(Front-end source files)
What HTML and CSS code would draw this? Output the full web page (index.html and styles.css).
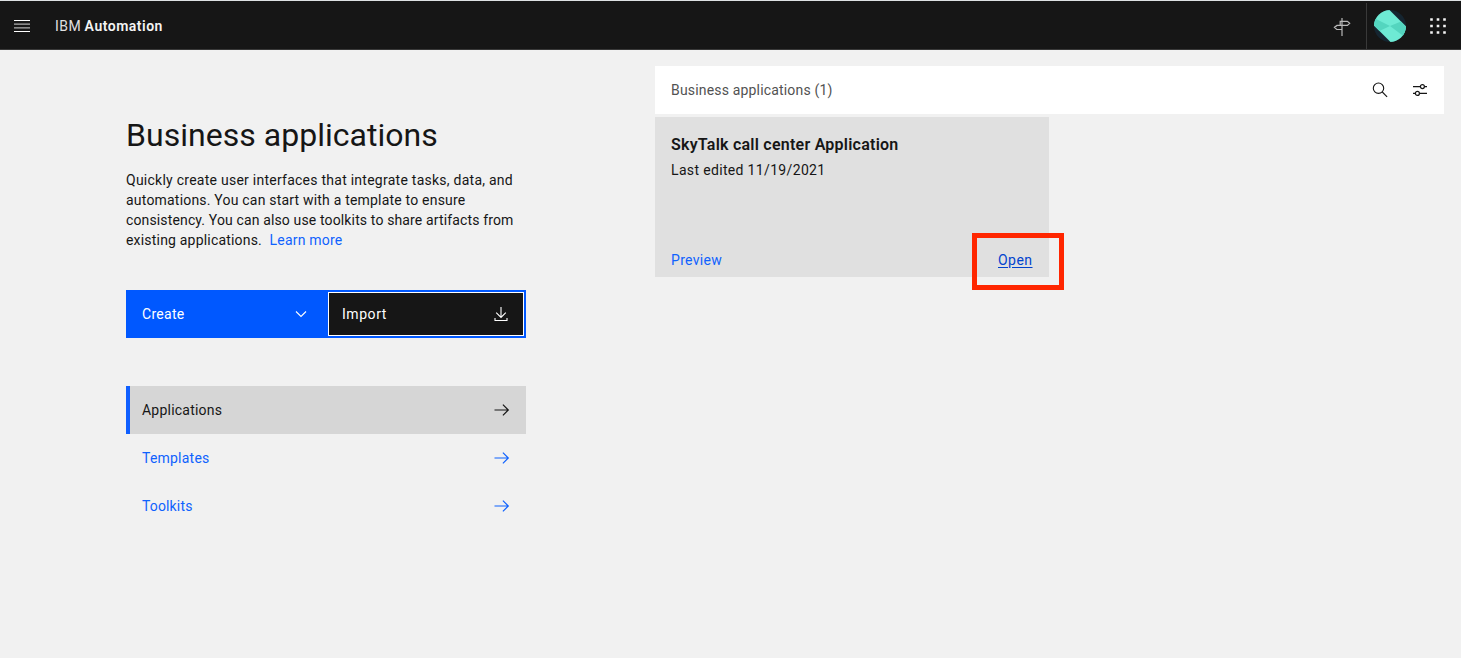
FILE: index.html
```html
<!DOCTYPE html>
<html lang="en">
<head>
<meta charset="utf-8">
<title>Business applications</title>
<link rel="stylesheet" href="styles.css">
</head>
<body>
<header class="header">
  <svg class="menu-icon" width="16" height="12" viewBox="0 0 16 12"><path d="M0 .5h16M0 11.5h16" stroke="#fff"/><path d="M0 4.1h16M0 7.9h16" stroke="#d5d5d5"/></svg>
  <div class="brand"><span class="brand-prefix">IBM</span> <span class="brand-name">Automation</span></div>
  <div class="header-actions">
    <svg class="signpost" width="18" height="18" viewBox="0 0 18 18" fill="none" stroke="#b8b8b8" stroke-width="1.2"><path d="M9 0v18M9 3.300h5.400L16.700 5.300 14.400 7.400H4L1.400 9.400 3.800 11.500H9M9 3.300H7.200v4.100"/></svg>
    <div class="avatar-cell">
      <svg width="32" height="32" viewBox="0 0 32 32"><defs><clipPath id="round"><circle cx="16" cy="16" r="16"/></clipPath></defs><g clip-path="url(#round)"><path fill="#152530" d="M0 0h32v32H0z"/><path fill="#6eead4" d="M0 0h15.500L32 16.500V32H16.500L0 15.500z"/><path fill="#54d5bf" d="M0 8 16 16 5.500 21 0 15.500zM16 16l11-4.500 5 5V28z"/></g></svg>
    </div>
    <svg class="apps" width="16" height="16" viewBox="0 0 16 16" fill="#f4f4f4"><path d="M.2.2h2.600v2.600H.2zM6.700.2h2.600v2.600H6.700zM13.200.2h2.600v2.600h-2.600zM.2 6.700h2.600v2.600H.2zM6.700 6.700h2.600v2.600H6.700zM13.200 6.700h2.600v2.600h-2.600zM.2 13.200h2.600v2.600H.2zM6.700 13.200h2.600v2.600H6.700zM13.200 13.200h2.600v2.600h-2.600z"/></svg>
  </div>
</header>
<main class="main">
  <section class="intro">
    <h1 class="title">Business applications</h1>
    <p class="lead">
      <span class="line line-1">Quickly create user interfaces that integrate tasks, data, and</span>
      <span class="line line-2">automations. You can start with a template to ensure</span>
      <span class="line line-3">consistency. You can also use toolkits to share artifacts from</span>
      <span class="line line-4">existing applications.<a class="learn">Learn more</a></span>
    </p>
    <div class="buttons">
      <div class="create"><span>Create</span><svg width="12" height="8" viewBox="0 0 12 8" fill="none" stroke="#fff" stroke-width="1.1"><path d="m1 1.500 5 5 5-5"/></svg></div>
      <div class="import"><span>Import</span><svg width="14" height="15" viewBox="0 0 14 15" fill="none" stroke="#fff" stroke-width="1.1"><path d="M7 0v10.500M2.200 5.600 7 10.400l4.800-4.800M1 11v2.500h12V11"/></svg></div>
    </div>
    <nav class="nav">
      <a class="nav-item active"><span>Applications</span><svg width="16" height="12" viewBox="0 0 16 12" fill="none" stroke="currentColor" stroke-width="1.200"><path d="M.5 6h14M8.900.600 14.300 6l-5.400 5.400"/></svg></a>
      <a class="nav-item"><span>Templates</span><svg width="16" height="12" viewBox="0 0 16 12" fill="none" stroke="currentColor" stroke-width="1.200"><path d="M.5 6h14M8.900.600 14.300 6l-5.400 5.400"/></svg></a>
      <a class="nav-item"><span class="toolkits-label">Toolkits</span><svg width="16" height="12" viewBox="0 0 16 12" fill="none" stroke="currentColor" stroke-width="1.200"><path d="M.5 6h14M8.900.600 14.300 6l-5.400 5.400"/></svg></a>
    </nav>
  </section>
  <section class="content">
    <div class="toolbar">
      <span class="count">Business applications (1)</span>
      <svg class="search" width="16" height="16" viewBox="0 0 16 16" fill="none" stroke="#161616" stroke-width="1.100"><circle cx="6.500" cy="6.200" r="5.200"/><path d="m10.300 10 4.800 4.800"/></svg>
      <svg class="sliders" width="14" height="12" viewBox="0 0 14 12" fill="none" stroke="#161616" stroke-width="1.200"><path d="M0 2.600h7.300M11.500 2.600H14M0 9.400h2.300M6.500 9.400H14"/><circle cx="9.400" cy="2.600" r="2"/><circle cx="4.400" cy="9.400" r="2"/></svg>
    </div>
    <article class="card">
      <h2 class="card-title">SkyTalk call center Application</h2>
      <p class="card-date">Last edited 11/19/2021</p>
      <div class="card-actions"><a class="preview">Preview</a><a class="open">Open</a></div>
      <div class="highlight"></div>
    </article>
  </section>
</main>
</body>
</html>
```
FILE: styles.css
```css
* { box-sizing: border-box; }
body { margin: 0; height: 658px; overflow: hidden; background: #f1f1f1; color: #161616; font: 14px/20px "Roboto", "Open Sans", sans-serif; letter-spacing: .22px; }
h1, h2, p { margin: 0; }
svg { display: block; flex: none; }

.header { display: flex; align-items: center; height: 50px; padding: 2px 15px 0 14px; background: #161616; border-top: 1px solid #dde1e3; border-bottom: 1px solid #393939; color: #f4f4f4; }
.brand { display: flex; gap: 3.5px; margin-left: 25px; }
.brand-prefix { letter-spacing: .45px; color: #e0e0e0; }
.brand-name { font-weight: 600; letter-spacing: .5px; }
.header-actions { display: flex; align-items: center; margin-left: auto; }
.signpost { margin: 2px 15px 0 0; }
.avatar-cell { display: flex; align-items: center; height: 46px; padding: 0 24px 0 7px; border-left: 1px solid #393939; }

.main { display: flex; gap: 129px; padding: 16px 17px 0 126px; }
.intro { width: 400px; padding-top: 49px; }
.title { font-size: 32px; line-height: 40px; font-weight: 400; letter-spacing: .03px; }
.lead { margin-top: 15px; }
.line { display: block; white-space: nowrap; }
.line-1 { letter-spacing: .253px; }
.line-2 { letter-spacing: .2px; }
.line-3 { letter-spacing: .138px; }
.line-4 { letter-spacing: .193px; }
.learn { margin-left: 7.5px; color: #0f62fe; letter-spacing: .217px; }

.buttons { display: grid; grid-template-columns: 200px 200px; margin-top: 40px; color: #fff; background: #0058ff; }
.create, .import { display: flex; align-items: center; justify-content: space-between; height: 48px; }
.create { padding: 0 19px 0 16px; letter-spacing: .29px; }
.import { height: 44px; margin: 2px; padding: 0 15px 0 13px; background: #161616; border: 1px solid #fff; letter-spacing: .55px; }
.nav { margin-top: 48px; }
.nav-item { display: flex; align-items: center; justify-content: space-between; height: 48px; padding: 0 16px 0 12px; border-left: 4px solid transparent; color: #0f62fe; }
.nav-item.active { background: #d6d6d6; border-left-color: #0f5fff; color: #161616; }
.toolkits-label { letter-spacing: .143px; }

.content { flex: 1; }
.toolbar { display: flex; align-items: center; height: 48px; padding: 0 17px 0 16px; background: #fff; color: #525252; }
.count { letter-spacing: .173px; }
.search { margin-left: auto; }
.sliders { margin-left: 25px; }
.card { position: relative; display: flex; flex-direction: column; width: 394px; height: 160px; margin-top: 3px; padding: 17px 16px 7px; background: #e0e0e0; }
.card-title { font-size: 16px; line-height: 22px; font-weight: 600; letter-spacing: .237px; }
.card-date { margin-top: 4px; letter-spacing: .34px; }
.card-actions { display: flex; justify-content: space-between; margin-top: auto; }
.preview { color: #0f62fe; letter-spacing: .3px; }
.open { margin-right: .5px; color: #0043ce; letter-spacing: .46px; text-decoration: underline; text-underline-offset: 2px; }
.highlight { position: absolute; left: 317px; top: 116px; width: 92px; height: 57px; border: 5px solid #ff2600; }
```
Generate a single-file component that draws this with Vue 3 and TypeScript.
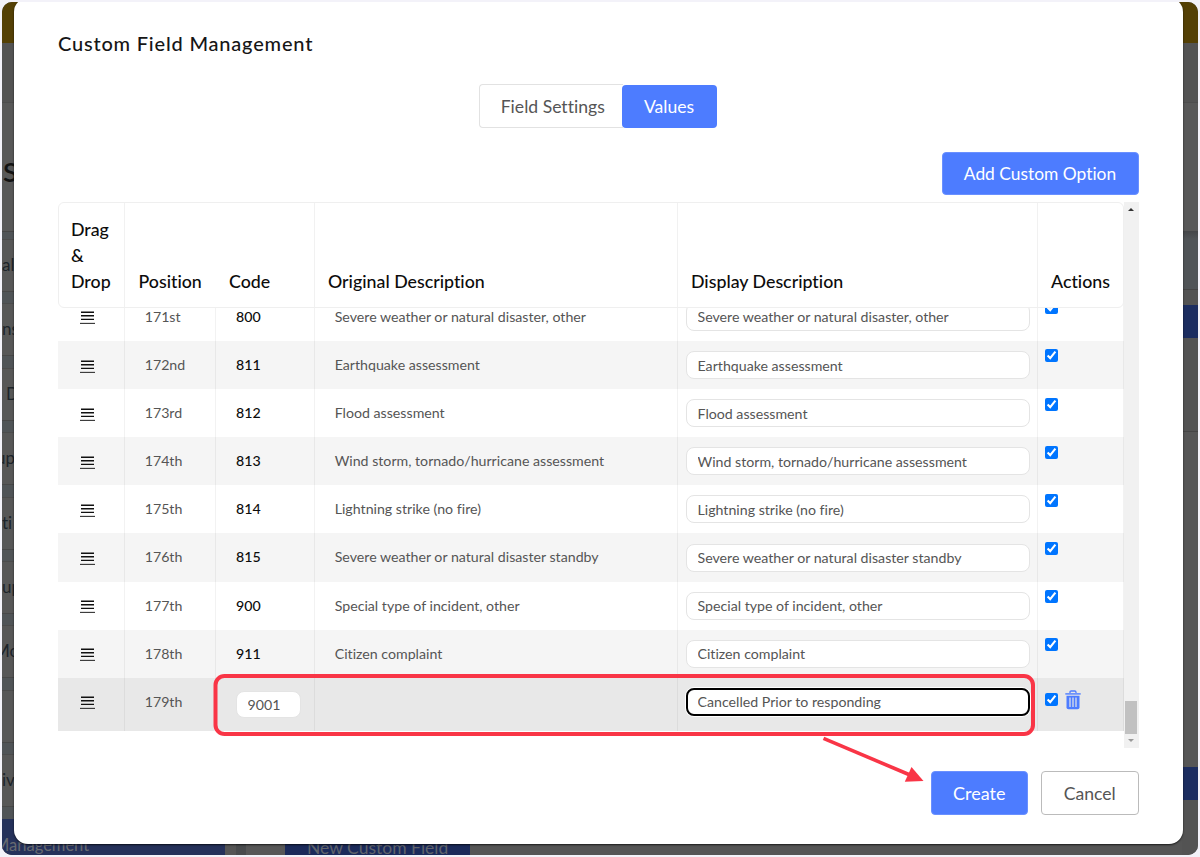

What you need to do -
Return all of the data exactly as written, and drop the pictures.

Response -
What HTML and CSS code would draw this? Output the full web page (index.html and styles.css).
FILE: index.html
```html
<!DOCTYPE html>
<html lang="en">
<head>
<meta charset="utf-8">
<title>Business applications</title>
<link rel="stylesheet" href="styles.css">
</head>
<body>
<header class="header">
  <svg class="menu-icon" width="16" height="12" viewBox="0 0 16 12"><path d="M0 .5h16M0 11.5h16" stroke="#fff"/><path d="M0 4.1h16M0 7.9h16" stroke="#d5d5d5"/></svg>
  <div class="brand"><span class="brand-prefix">IBM</span> <span class="brand-name">Automation</span></div>
  <div class="header-actions">
    <svg class="signpost" width="18" height="18" viewBox="0 0 18 18" fill="none" stroke="#b8b8b8" stroke-width="1.2"><path d="M9 0v18M9 3.300h5.400L16.700 5.300 14.400 7.400H4L1.400 9.400 3.800 11.500H9M9 3.300H7.200v4.100"/></svg>
    <div class="avatar-cell">
      <svg width="32" height="32" viewBox="0 0 32 32"><defs><clipPath id="round"><circle cx="16" cy="16" r="16"/></clipPath></defs><g clip-path="url(#round)"><path fill="#152530" d="M0 0h32v32H0z"/><path fill="#6eead4" d="M0 0h15.500L32 16.500V32H16.500L0 15.500z"/><path fill="#54d5bf" d="M0 8 16 16 5.500 21 0 15.500zM16 16l11-4.500 5 5V28z"/></g></svg>
    </div>
    <svg class="apps" width="16" height="16" viewBox="0 0 16 16" fill="#f4f4f4"><path d="M.2.2h2.600v2.600H.2zM6.700.2h2.600v2.600H6.700zM13.200.2h2.600v2.600h-2.600zM.2 6.700h2.600v2.600H.2zM6.700 6.700h2.600v2.600H6.700zM13.200 6.700h2.600v2.600h-2.600zM.2 13.200h2.600v2.600H.2zM6.700 13.200h2.600v2.600H6.700zM13.200 13.200h2.600v2.600h-2.600z"/></svg>
  </div>
</header>
<main class="main">
  <section class="intro">
    <h1 class="title">Business applications</h1>
    <p class="lead">
      <span class="line line-1">Quickly create user interfaces that integrate tasks, data, and</span>
      <span class="line line-2">automations. You can start with a template to ensure</span>
      <span class="line line-3">consistency. You can also use toolkits to share artifacts from</span>
      <span class="line line-4">existing applications.<a class="learn">Learn more</a></span>
    </p>
    <div class="buttons">
      <div class="create"><span>Create</span><svg width="12" height="8" viewBox="0 0 12 8" fill="none" stroke="#fff" stroke-width="1.1"><path d="m1 1.500 5 5 5-5"/></svg></div>
      <div class="import"><span>Import</span><svg width="14" height="15" viewBox="0 0 14 15" fill="none" stroke="#fff" stroke-width="1.1"><path d="M7 0v10.500M2.200 5.600 7 10.400l4.800-4.800M1 11v2.500h12V11"/></svg></div>
    </div>
    <nav class="nav">
      <a class="nav-item active"><span>Applications</span><svg width="16" height="12" viewBox="0 0 16 12" fill="none" stroke="currentColor" stroke-width="1.200"><path d="M.5 6h14M8.900.600 14.300 6l-5.400 5.400"/></svg></a>
      <a class="nav-item"><span>Templates</span><svg width="16" height="12" viewBox="0 0 16 12" fill="none" stroke="currentColor" stroke-width="1.200"><path d="M.5 6h14M8.900.600 14.300 6l-5.400 5.400"/></svg></a>
      <a class="nav-item"><span class="toolkits-label">Toolkits</span><svg width="16" height="12" viewBox="0 0 16 12" fill="none" stroke="currentColor" stroke-width="1.200"><path d="M.5 6h14M8.900.600 14.300 6l-5.400 5.400"/></svg></a>
    </nav>
  </section>
  <section class="content">
    <div class="toolbar">
      <span class="count">Business applications (1)</span>
      <svg class="search" width="16" height="16" viewBox="0 0 16 16" fill="none" stroke="#161616" stroke-width="1.100"><circle cx="6.500" cy="6.200" r="5.200"/><path d="m10.300 10 4.800 4.800"/></svg>
      <svg class="sliders" width="14" height="12" viewBox="0 0 14 12" fill="none" stroke="#161616" stroke-width="1.200"><path d="M0 2.600h7.300M11.500 2.600H14M0 9.400h2.300M6.500 9.400H14"/><circle cx="9.400" cy="2.600" r="2"/><circle cx="4.400" cy="9.400" r="2"/></svg>
    </div>
    <article class="card">
      <h2 class="card-title">SkyTalk call center Application</h2>
      <p class="card-date">Last edited 11/19/2021</p>
      <div class="card-actions"><a class="preview">Preview</a><a class="open">Open</a></div>
      <div class="highlight"></div>
    </article>
  </section>
</main>
</body>
</html>
```
FILE: styles.css
```css
* { box-sizing: border-box; }
body { margin: 0; height: 658px; overflow: hidden; background: #f1f1f1; color: #161616; font: 14px/20px "Roboto", "Open Sans", sans-serif; letter-spacing: .22px; }
h1, h2, p { margin: 0; }
svg { display: block; flex: none; }

.header { display: flex; align-items: center; height: 50px; padding: 2px 15px 0 14px; background: #161616; border-top: 1px solid #dde1e3; border-bottom: 1px solid #393939; color: #f4f4f4; }
.brand { display: flex; gap: 3.5px; margin-left: 25px; }
.brand-prefix { letter-spacing: .45px; color: #e0e0e0; }
.brand-name { font-weight: 600; letter-spacing: .5px; }
.header-actions { display: flex; align-items: center; margin-left: auto; }
.signpost { margin: 2px 15px 0 0; }
.avatar-cell { display: flex; align-items: center; height: 46px; padding: 0 24px 0 7px; border-left: 1px solid #393939; }

.main { display: flex; gap: 129px; padding: 16px 17px 0 126px; }
.intro { width: 400px; padding-top: 49px; }
.title { font-size: 32px; line-height: 40px; font-weight: 400; letter-spacing: .03px; }
.lead { margin-top: 15px; }
.line { display: block; white-space: nowrap; }
.line-1 { letter-spacing: .253px; }
.line-2 { letter-spacing: .2px; }
.line-3 { letter-spacing: .138px; }
.line-4 { letter-spacing: .193px; }
.learn { margin-left: 7.5px; color: #0f62fe; letter-spacing: .217px; }

.buttons { display: grid; grid-template-columns: 200px 200px; margin-top: 40px; color: #fff; background: #0058ff; }
.create, .import { display: flex; align-items: center; justify-content: space-between; height: 48px; }
.create { padding: 0 19px 0 16px; letter-spacing: .29px; }
.import { height: 44px; margin: 2px; padding: 0 15px 0 13px; background: #161616; border: 1px solid #fff; letter-spacing: .55px; }
.nav { margin-top: 48px; }
.nav-item { display: flex; align-items: center; justify-content: space-between; height: 48px; padding: 0 16px 0 12px; border-left: 4px solid transparent; color: #0f62fe; }
.nav-item.active { background: #d6d6d6; border-left-color: #0f5fff; color: #161616; }
.toolkits-label { letter-spacing: .143px; }

.content { flex: 1; }
.toolbar { display: flex; align-items: center; height: 48px; padding: 0 17px 0 16px; background: #fff; color: #525252; }
.count { letter-spacing: .173px; }
.search { margin-left: auto; }
.sliders { margin-left: 25px; }
.card { position: relative; display: flex; flex-direction: column; width: 394px; height: 160px; margin-top: 3px; padding: 17px 16px 7px; background: #e0e0e0; }
.card-title { font-size: 16px; line-height: 22px; font-weight: 600; letter-spacing: .237px; }
.card-date { margin-top: 4px; letter-spacing: .34px; }
.card-actions { display: flex; justify-content: space-between; margin-top: auto; }
.preview { color: #0f62fe; letter-spacing: .3px; }
.open { margin-right: .5px; color: #0043ce; letter-spacing: .46px; text-decoration: underline; text-underline-offset: 2px; }
.highlight { position: absolute; left: 317px; top: 116px; width: 92px; height: 57px; border: 5px solid #ff2600; }
```
Generate a single-file component that draws this with Vue 3 and TypeScript.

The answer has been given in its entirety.